Holiday break gives foreign students travel opportunities

Ed Swaray

While University students count down the days until winter break, international students have a variety of plans for the time away from school.

Some travel to their home countries for the holiday season, and others will stay in the United States – either traveling the country or staying on campus.

Feso Adeniran, a chemical engineering sophomore from Nigeria, said she is going home for the holidays. For Adeniran this is a yearly ritual; she has gone home for the holiday season both of the two years she has studied here.

Despite the extra-long commute, Adeniran said, the trip is worth the effort.

“I have not considered spending my holidays here,” she said. “Christmas is a big family affair back home, and it’s easier for me to go there than for my family to come over here.”

At home, she and her extended family celebrate with traditional Nigerian food.

For Estella Mora, a senior from Colombia who graduates Dec. 14, her family will come to her.

Although she went home for the holidays each of the past four years at the University, her parents arrived in Minnesota to commemorate her graduation and celebrate the holiday season.
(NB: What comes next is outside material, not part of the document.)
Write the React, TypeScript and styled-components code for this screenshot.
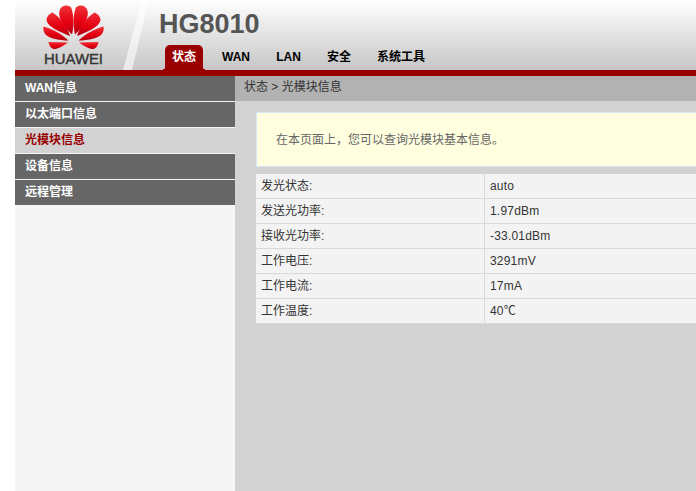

“This year is special because I am graduating and my parents are here,” Mora said. “After graduation we are going to California to spend Christmas since Minnesota is too cold for them.”
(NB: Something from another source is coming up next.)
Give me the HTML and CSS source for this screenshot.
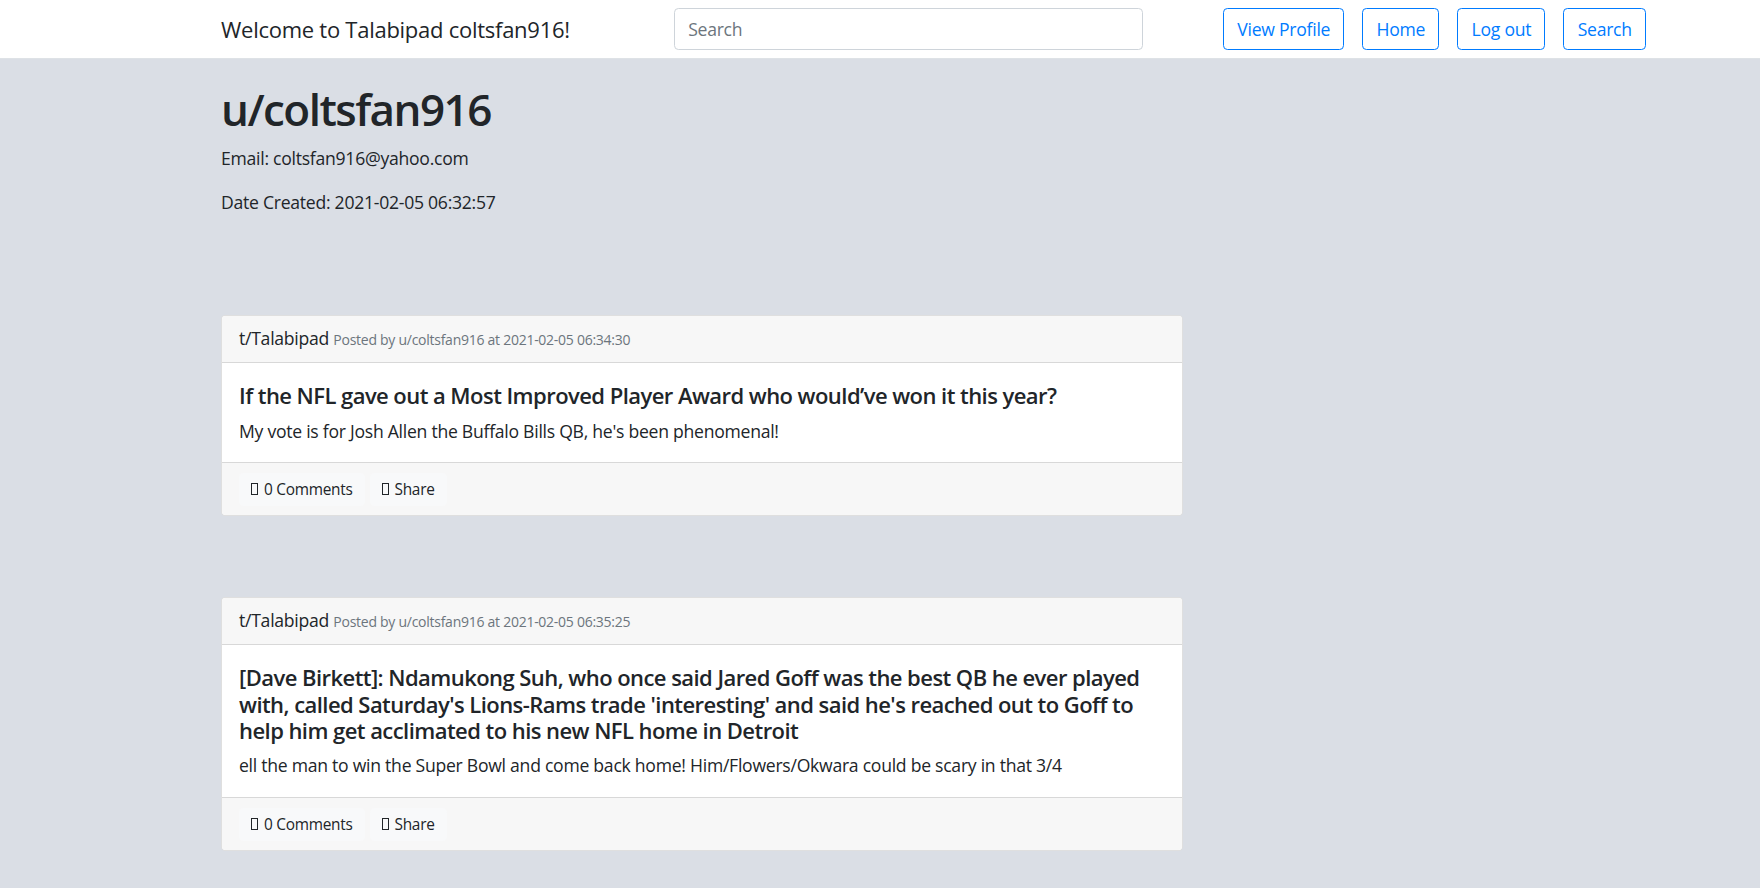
FILE: index.html
```html
<!DOCTYPE html>
<html lang="en">
<head>
<meta charset="utf-8">
<title>Talabipad - u/coltsfan916</title>
<link rel="stylesheet" href="styles.css">
</head>
<body>
<nav class="navbar">
  <div class="brand">Welcome to Talabipad coltsfan916!</div>
  <input class="search-input" type="text" placeholder="Search">
  <div class="nav-buttons">
    <button class="btn-outline">View Profile</button>
    <button class="btn-outline">Home</button>
    <button class="btn-outline">Log out</button>
    <button class="btn-outline">Search</button>
  </div>
</nav>
<main class="main">
  <h1 class="username">u/coltsfan916</h1>
  <p class="info">Email: coltsfan916@yahoo.com</p>
  <p class="info">Date Created: 2021-02-05 06:32:57</p>

  <div class="posts">
    <div class="card">
      <div class="card-header">t/Talabipad <small class="muted">Posted by u/coltsfan916 at 2021-02-05 06:34:30</small></div>
      <div class="card-body">
        <h5 class="card-title">If the NFL gave out a Most Improved Player Award who would’ve won it this year?</h5>
        <p class="card-text">My vote is for Josh Allen the Buffalo Bills QB, he's been phenomenal!</p>
      </div>
      <div class="card-footer">
        <span class="footer-btn"><span class="tofu"></span>0 Comments</span>
        <span class="footer-btn"><span class="tofu"></span>Share</span>
      </div>
    </div>

    <div class="card">
      <div class="card-header">t/Talabipad <small class="muted">Posted by u/coltsfan916 at 2021-02-05 06:35:25</small></div>
      <div class="card-body">
        <h5 class="card-title">[Dave Birkett]: Ndamukong Suh, who once said Jared Goff was the best QB he ever played with, called Saturday's Lions-Rams trade 'interesting' and said he's reached out to Goff to help him get acclimated to his new NFL home in Detroit</h5>
        <p class="card-text">ell the man to win the Super Bowl and come back home! Him/Flowers/Okwara could be scary in that 3/4</p>
      </div>
      <div class="card-footer">
        <span class="footer-btn"><span class="tofu"></span>0 Comments</span>
        <span class="footer-btn"><span class="tofu"></span>Share</span>
      </div>
    </div>
  </div>
</main>
</body>
</html>
```
FILE: styles.css
```css
* { box-sizing: border-box; }
html, body { margin: 0; padding: 0; }
body {
  font-family: "Open Sans", "Noto Sans", sans-serif;
  font-size: 17.6px;
  line-height: 1.5;
  letter-spacing: -0.015em;
  color: #212529;
  background: #dadee5;
  min-height: 888px;
}
.navbar {
  display: flex;
  align-items: center;
  height: 59px;
  background: #fff;
  border-bottom: 1px solid #dee2e6;
  padding: 0 114px 0 221px;
}
.brand {
  flex: 0 0 453px;
  font-size: 22px;
  line-height: 1.5;
  color: #212529;
}
.search-input {
  width: 469px;
  height: 42px;
  padding: 6.6px 13.2px;
  font-family: inherit;
  font-size: 17.6px;
  letter-spacing: inherit;
  color: #495057;
  border: 1px solid #ced4da;
  border-radius: 4.4px;
  background: #fff;
  outline: none;
}
.search-input::placeholder { color: #6c757d; }
.nav-buttons {
  margin-left: auto;
  display: flex;
  gap: 18px;
}
.btn-outline {
  height: 42px;
  padding: 6.6px 13.2px;
  font-family: inherit;
  font-size: 17.6px;
  letter-spacing: inherit;
  line-height: 1.5;
  color: #007bff;
  background: transparent;
  border: 1px solid #007bff;
  border-radius: 4.4px;
}
.main {
  padding: 24px 0 40px 221px;
}
.username {
  margin: 0 0 8.8px;
  font-size: 44px;
  font-weight: 600;
  line-height: 1.2;
  letter-spacing: -0.035em;
}
.info {
  margin: 0 0 17.6px;
}
.posts {
  display: flex;
  flex-direction: column;
  gap: 81px;
  margin-top: 100px;
  width: 962px;
}
.card {
  background: #fff;
  border: 1px solid rgba(0,0,0,.125);
  border-radius: 4.4px;
  overflow: hidden;
}
.card-header {
  background: #f7f7f7;
  border-bottom: 1px solid rgba(0,0,0,.125);
  padding: 9px 17px 9px 17px;
  line-height: 26.4px;
}
.muted {
  font-size: 14px;
  color: #6c757d;
}
.card-body {
  padding: 19px 17px 18px;
}
.card-title {
  margin: 0 0 8.8px;
  font-size: 22px;
  font-weight: 600;
  line-height: 1.2;
  letter-spacing: -0.025em;
}
.card-text {
  margin: 0;
}
.card-footer {
  background: #f7f7f7;
  border-top: 1px solid rgba(0,0,0,.125);
  padding: 10px 17px 9px;
  display: flex;
  gap: 5px;
}
.footer-btn {
  display: inline-flex;
  align-items: center;
  gap: 6px;
  height: 33px;
  padding: 0 12px;
  font-size: 15.4px;
  background: #f8f9fa;
  border-radius: 4.4px;
}
.tofu {
  display: inline-block;
  width: 7px;
  height: 12px;
  border: 1px solid #212529;
}
```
But Mora said Christmas in Colombia is different than in the United States – children receive gifts Christmas morning from baby Jesus instead of Santa Claus.

Haiyan Jia, a plant pathology graduate student from China, said she will spend her holidays in the United States without much fanfare. In China, she said, Christmas is not as big a holiday as in the United States.

Rather, the Chinese New Year – or the Spring Festival – is what most Chinese look forward to celebrating.

Jia said the Friendship Association of Chinese Students and Scholars will host a performance during the Spring Festival – which varies based on the lunar calendar from late January to early February. The holiday is a time for family to come together with traditional food.

The University currently has 4,500 international students. Almost 80 percent are in graduate programs and live with their families off campus.

About 105 international students live in the eight residence halls, said Mannix Clark of the University’s Housing and Residential Life Office. Three residence halls – Bailey, Centennial and Middlebrook – are open to their residents over the semester break. However, students must pay either $16.15 or $17 per night to stay over the break, depending on the hall.